**TASK OBJECTIVE**: The listing below begins with the first line you should copy; stop after the line containing "import React from 'react';", and drop every picture.

--- MATERIAL SUPPLIED ---

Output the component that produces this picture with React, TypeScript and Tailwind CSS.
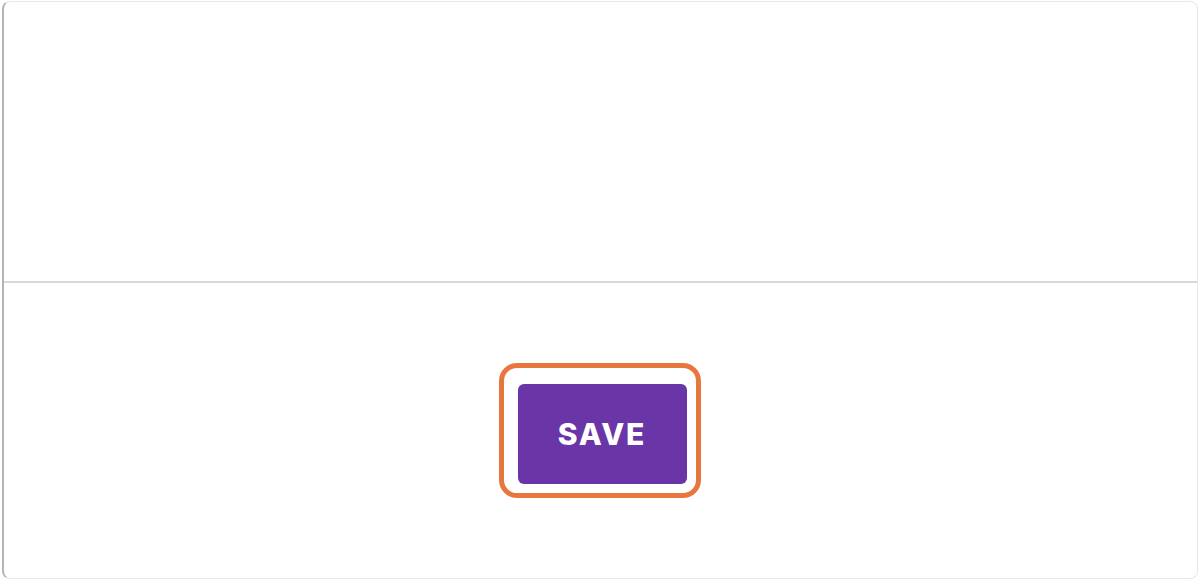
import React from 'react';

export default function App() {
  return (
    <div className="w-[1200px] h-[581px] bg-white pt-[1px] px-[2px]">
      {/* card */}
      <div className="h-[578px] flex flex-col rounded-lg border border-[#e6e6ec] border-l-2 border-l-[#b4b4b4] bg-white overflow-hidden">
        <div className="h-[279px]" />
        <div className="h-[2px] bg-[#d9d9d9]" />
        <div className="flex-1 flex items-center justify-center pr-[2px]">
          {/* highlight ring round the button */}
          <div className="rounded-[18px] border-[5px] border-[#e8773f] pl-[14px] pr-[9px] pt-[16px] pb-[9px]">
            <button className="w-[169px] h-[100px] rounded-md bg-[#6a35a6] text-white text-[30px] font-extrabold tracking-[0.06em] font-['Inter',sans-serif]">
              SAVE
            </button>
          </div>
        </div>
      </div>
    </div>
  );
}
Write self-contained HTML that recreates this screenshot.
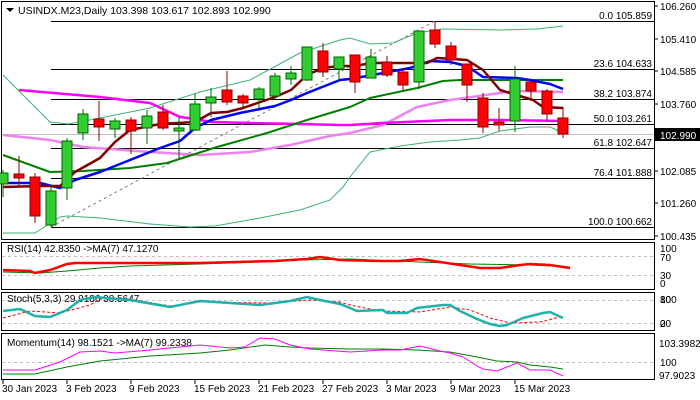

---

**CORRECT RESPONSE**:
Output the component that produces this picture with React, TypeScript and Tailwind CSS.
import React from 'react';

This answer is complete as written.